Muslims top scholar calls for Iraq truce


The Grand Imam of Egypt's Al-Azhar Mosque, the world's highest Sunni Muslim authority, urged fighters in Iraq to stop their attacks for a month so that occupation forces withdraw from the war-torn country.

“We tell you with all honesty and sincerity that if this killing and sabotaging going on in Iraq stopped for one month, all foreigners will start withdrawing from your country and all the world will stand by your side,” Sheikh Mohamed Sayyed Tantawi said on Friday.

Tantawi, who met with former Iraqi premier Iyad Allawi earlier this week, said that resisting occupying forces was always encouraged and permissible, but noted that the ongoing violence in Iraq is missing the point.

“Killing your Iraqi brothers or blowing up an Iraqi oil pipeline is not resisting the enemy, but killing yourself, the men, the women and the children, sabotaging homes, minds and dignity,” he said.

He also called on Iraq Shiites and Sunnis to stay away from "blind sectarianism and stupid racism.”

Tantawi also said that unity of Iraq's sects would help revive the country's role as an active member of the human race and protect its heritage.

The Grand Imam also said that he wouldn’t hesitate to visit Iraq if the Iraqis invite him. “We are ready to come to you if you ask, if we know that our visit will help relieve ours and your agony,” he said.

Earlier Tantawi had condemned the beheadings in Iraq, saying that there against the Islamic religion.

Meanwhile, foreign ministers from the Organization of the Islamic Conference meeting in the Yemeni capital, Sanna, condemned "all aspects of terrorism" in Iraq but insisted on "differentiating between terrorism and legitimate resistance against occupation."

In other developments, a fire broke out on Friday at a power station that supplies a Baghdad waterworks, shutting it down and leaving millions of residents without drinking water.

Officials said the fire began at about 7 a.m. local time, adding that it completely halted water distribution at the Karkh water station in Tarmiyah, which serves northern and western Baghdad.

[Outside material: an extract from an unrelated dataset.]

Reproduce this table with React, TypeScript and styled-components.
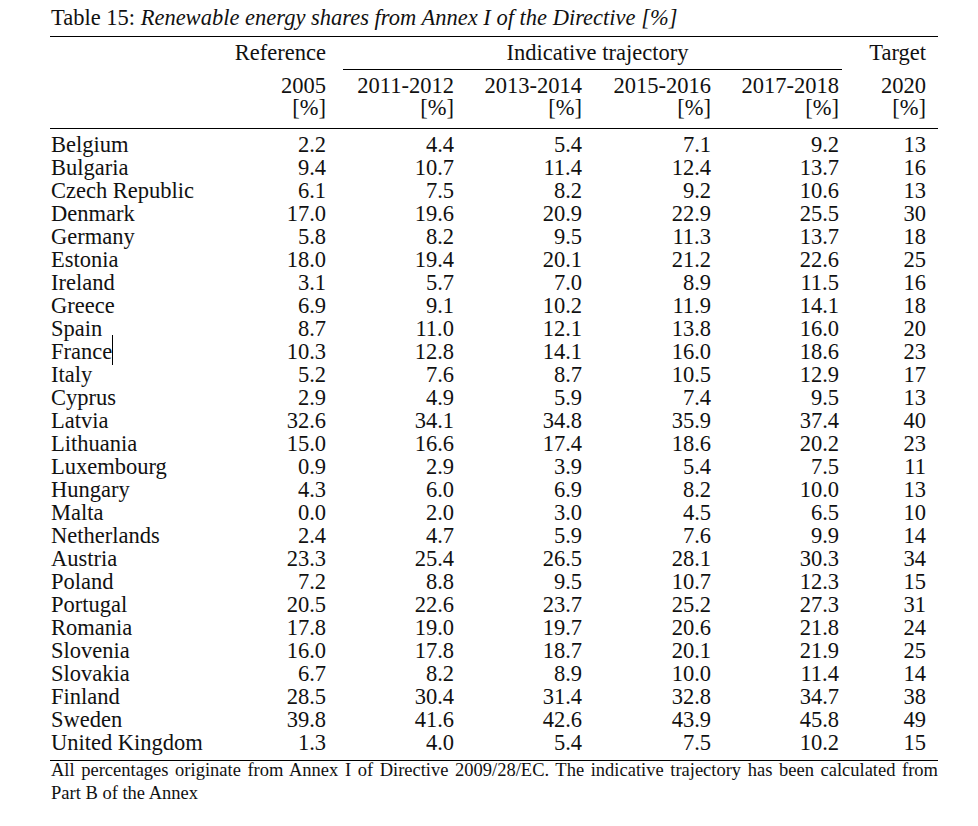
import styled, { createGlobalStyle } from 'styled-components'

const GlobalStyle = createGlobalStyle`
  html, body {
    margin: 0;
    padding: 0;
    background: #fff;
  }
  body {
    font-family: 'Liberation Serif', 'Times New Roman', serif;
    color: #111;
  }
`

const COLS = '164px 124px 128px 128px 129px 128px 87px'

const Page = styled.div`
  width: 978px;
  height: 826px;
  padding: 6px 0 0 50px;
  box-sizing: border-box;
`
const Caption = styled.div`
  font-size: 22.5px;
  line-height: 23px;
  margin: 0 0 7px 1px;
  white-space: nowrap;
  em {
    font-style: italic;
  }
`
const Table = styled.div`
  width: 888px;
  border-top: 1px solid #000;
  border-bottom: 1px solid #000;
  font-size: 22.5px;
`
const Head = styled.div`
  padding: 4px 0 9px;
  border-bottom: 1px solid #000;
`
const Row = styled.div<{ $gap?: number }>`
  display: grid;
  grid-template-columns: ${COLS};
  align-items: start;
  margin-top: ${p => p.$gap ?? 0}px;
`
const Cell = styled.div<{ $first?: boolean }>`
  height: 23px;
  line-height: 23px;
  text-align: ${p => (p.$first ? 'left' : 'right')};
  padding: ${p => (p.$first ? '0 0 0 1px' : '0 12px 0 0')};
  white-space: nowrap;
`
const GroupCell = styled.div`
  grid-column: 3 / 7;
  margin: 0 9px 0 5px;
  padding: 0 0 5px 10px;
  line-height: 23px;
  text-align: center;
  border-bottom: 1px solid #000;
`
const YearCell = styled.div`
  line-height: 22px;
  text-align: right;
  padding-right: 12px;
  white-space: nowrap;
`
const Body = styled.div`
  padding: 4px 0 6px;
`
// text cursor left in the screenshot after "France"
const Caret = styled.span`
  display: inline-block;
  width: 1px;
  height: 30px;
  margin: -5px 0 -6px;
  background: #000;
  vertical-align: baseline;
`
const Note = styled.p`
  width: 888px;
  margin: -2px 0 0;
  font-size: 18.5px;
  line-height: 23px;
  text-align: justify;
  padding-left: 1px;
  box-sizing: border-box;
`

const years = ['2005', '2011-2012', '2013-2014', '2015-2016', '2017-2018', '2020']

const rows: [string, string[]][] = [
  ['Belgium', ['2.2', '4.4', '5.4', '7.1', '9.2', '13']],
  ['Bulgaria', ['9.4', '10.7', '11.4', '12.4', '13.7', '16']],
  ['Czech Republic', ['6.1', '7.5', '8.2', '9.2', '10.6', '13']],
  ['Denmark', ['17.0', '19.6', '20.9', '22.9', '25.5', '30']],
  ['Germany', ['5.8', '8.2', '9.5', '11.3', '13.7', '18']],
  ['Estonia', ['18.0', '19.4', '20.1', '21.2', '22.6', '25']],
  ['Ireland', ['3.1', '5.7', '7.0', '8.9', '11.5', '16']],
  ['Greece', ['6.9', '9.1', '10.2', '11.9', '14.1', '18']],
  ['Spain', ['8.7', '11.0', '12.1', '13.8', '16.0', '20']],
  ['France', ['10.3', '12.8', '14.1', '16.0', '18.6', '23']],
  ['Italy', ['5.2', '7.6', '8.7', '10.5', '12.9', '17']],
  ['Cyprus', ['2.9', '4.9', '5.9', '7.4', '9.5', '13']],
  ['Latvia', ['32.6', '34.1', '34.8', '35.9', '37.4', '40']],
  ['Lithuania', ['15.0', '16.6', '17.4', '18.6', '20.2', '23']],
  ['Luxembourg', ['0.9', '2.9', '3.9', '5.4', '7.5', '11']],
  ['Hungary', ['4.3', '6.0', '6.9', '8.2', '10.0', '13']],
  ['Malta', ['0.0', '2.0', '3.0', '4.5', '6.5', '10']],
  ['Netherlands', ['2.4', '4.7', '5.9', '7.6', '9.9', '14']],
  ['Austria', ['23.3', '25.4', '26.5', '28.1', '30.3', '34']],
  ['Poland', ['7.2', '8.8', '9.5', '10.7', '12.3', '15']],
  ['Portugal', ['20.5', '22.6', '23.7', '25.2', '27.3', '31']],
  ['Romania', ['17.8', '19.0', '19.7', '20.6', '21.8', '24']],
  ['Slovenia', ['16.0', '17.8', '18.7', '20.1', '21.9', '25']],
  ['Slovakia', ['6.7', '8.2', '8.9', '10.0', '11.4', '14']],
  ['Finland', ['28.5', '30.4', '31.4', '32.8', '34.7', '38']],
  ['Sweden', ['39.8', '41.6', '42.6', '43.9', '45.8', '49']],
  ['United Kingdom', ['1.3', '4.0', '5.4', '7.5', '10.2', '15']],
]

export default function App() {
  return (
    <>
      <GlobalStyle />
      <Page>
        <Caption>
          Table 15: <em>Renewable energy shares from Annex I of the Directive [%]</em>
        </Caption>
        <Table>
          <Head>
            <Row>
              <Cell $first />
              <Cell>Reference</Cell>
              <GroupCell>Indicative trajectory</GroupCell>
              <Cell>Target</Cell>
            </Row>
            <Row $gap={5}>
              <Cell $first />
              {years.map(y => (
                <YearCell key={y}>
                  {y}
                  <br />
                  [%]
                </YearCell>
              ))}
            </Row>
          </Head>
          <Body>
            {rows.map(([country, values]) => (
              <Row key={country}>
                <Cell $first>
                  {country}
                  {country === 'France' && <Caret />}
                </Cell>
                {values.map((v, i) => (
                  <Cell key={i}>{v}</Cell>
                ))}
              </Row>
            ))}
          </Body>
        </Table>
        <Note>
          All percentages originate from Annex I of Directive 2009/28/EC. The indicative trajectory
          has been calculated from Part B of the Annex
        </Note>
      </Page>
    </>
  )
}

The water project's director, Jassim Mohammed, said that it would take up to three days to repair the damage.

A municipal official said the blaze was still under investigation. "It's not clear if it was an explosion (caused by insurgents) or a technical problem," he said.

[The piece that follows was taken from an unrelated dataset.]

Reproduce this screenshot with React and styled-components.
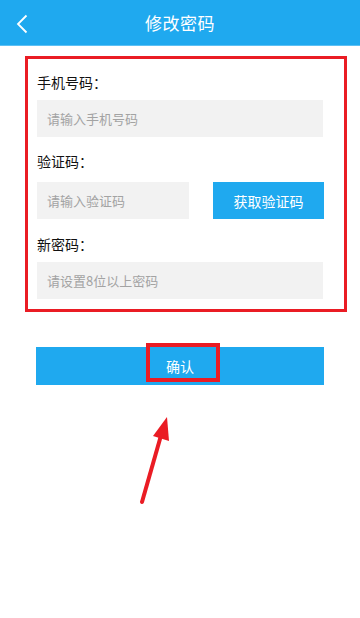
import React from "react";
import styled, { createGlobalStyle } from "styled-components";

const Global = createGlobalStyle`
  html, body { margin: 0; padding: 0; background: #fff; }
  body { font-family: "Noto Sans CJK SC", "Noto Sans", sans-serif; }
  * { box-sizing: border-box; }
`;

const Page = styled.div`
  position: relative;
  width: 360px;
  height: 618px;
  background: #fff;
  overflow: hidden;
`;

const Header = styled.header`
  height: 46px;
  background: #1fa9ef;
  display: flex;
  align-items: center;
  justify-content: center;
  position: relative;
  border-bottom: 1px solid #5cc0f4;
`;

const BackButton = styled.button`
  position: absolute;
  left: 12px;
  top: 12px;
  width: 20px;
  height: 24px;
  padding: 0;
  border: none;
  background: transparent;
  display: flex;
  align-items: center;
  justify-content: center;
`;

const Title = styled.h1`
  margin: 0;
  color: #fff;
  font-size: 17px;
  font-weight: 400;
  letter-spacing: 0.5px;
`;

const Form = styled.section`
  margin: 10px 13px 0 25px;
  border: 3px solid #ea1c24;
  padding: 13px 21px 10px 9px;
  display: flex;
  flex-direction: column;
`;

const Label = styled.div`
  font-size: 14px;
  color: #111;
  line-height: 20px;
  height: 20px;
  margin-top: ${(p) => p.$top || 0}px;
  margin-bottom: ${(p) => p.$gap}px;
`;

const Row = styled.div`
  display: flex;
  gap: 24px;
`;

const Input = styled.input`
  flex: ${(p) => (p.$narrow ? "0 0 152px" : "1 1 auto")};
  width: ${(p) => (p.$narrow ? "152px" : "100%")};
  height: 37px;
  border: none;
  outline: none;
  background: #f2f2f2;
  padding: 0 10px;
  font-family: "Noto Sans CJK SC", "Noto Sans", sans-serif;
  font-size: 13px;
  color: #333;
  &::placeholder { color: #a3a3a3; }
`;

const CodeButton = styled.button`
  flex: 0 0 111px;
  height: 37px;
  border: none;
  background: #1fa9ef;
  color: #fff;
  font-family: "Noto Sans CJK SC", "Noto Sans", sans-serif;
  font-size: 14px;
`;

const SubmitWrap = styled.div`
  margin: 35px 36px 0 36px;
  position: relative;
`;

const Submit = styled.button`
  width: 100%;
  height: 38px;
  border: none;
  background: #1fa9ef;
  color: #fff;
  font-family: "Noto Sans CJK SC", "Noto Sans", sans-serif;
  font-size: 14px;
  display: flex;
  align-items: center;
  justify-content: center;
`;

const Highlight = styled.span`
  position: absolute;
  left: 110px;
  top: -4px;
  width: 74px;
  height: 39px;
  border: 4px solid #ea1c24;
  pointer-events: none;
`;

const Arrow = styled.svg`
  position: absolute;
  left: 130px;
  top: 405px;
  width: 50px;
  height: 105px;
  overflow: visible;
`;

export default function App() {
  return (
    <Page>
      <Global />
      <Header>
        <BackButton aria-label="返回">
          <svg width="12" height="20" viewBox="0 0 12 20">
            <path d="M10.5 1.5 L2 10 L10.5 18.5" fill="none" stroke="#fff" strokeWidth="1.8" />
          </svg>
        </BackButton>
        <Title>修改密码</Title>
      </Header>
      <Form>
        <Label $gap={8}>手机号码：</Label>
        <Input placeholder="请输入手机号码" />
        <Label $top={14} $gap={11}>验证码：</Label>
        <Row>
          <Input $narrow placeholder="请输入验证码" />
          <CodeButton>获取验证码</CodeButton>
        </Row>
        <Label $top={15} $gap={8}>新密码：</Label>
        <Input placeholder="请设置8位以上密码" />
      </Form>
      <SubmitWrap>
        <Submit>确认</Submit>
        <Highlight />
      </SubmitWrap>
      <Arrow viewBox="130 405 50 105">
        <line x1="142" y1="502" x2="162" y2="432" stroke="#ea1c24" strokeWidth="4" strokeLinecap="round" />
        <polygon points="167,417 153,436 169,441" fill="#ea1c24" />
      </Arrow>
    </Page>
  );
}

Also in Baghdad, unknown gunmen shot dead a senior aide to Iraq's Shiite spiritual leader Grand Ayatollah Ali al-Sistani, the Iraqi defense ministry and Sistani's office said.

Sheikh Kamaleddin al-Ghuraifi was killed while he was on his way to Friday prayers, officials said.

Another car bomb exploded near an office of Iraq's Prime Minister Ibrahim Jaafari's Islamic Dawa Party in western Baghdad, killing one person and injuring more than four others, a defense ministry official said.

Other attacks in Baghdad and the restive city of Samarra killed more than 14 people and injured at least seven, police and army sources said.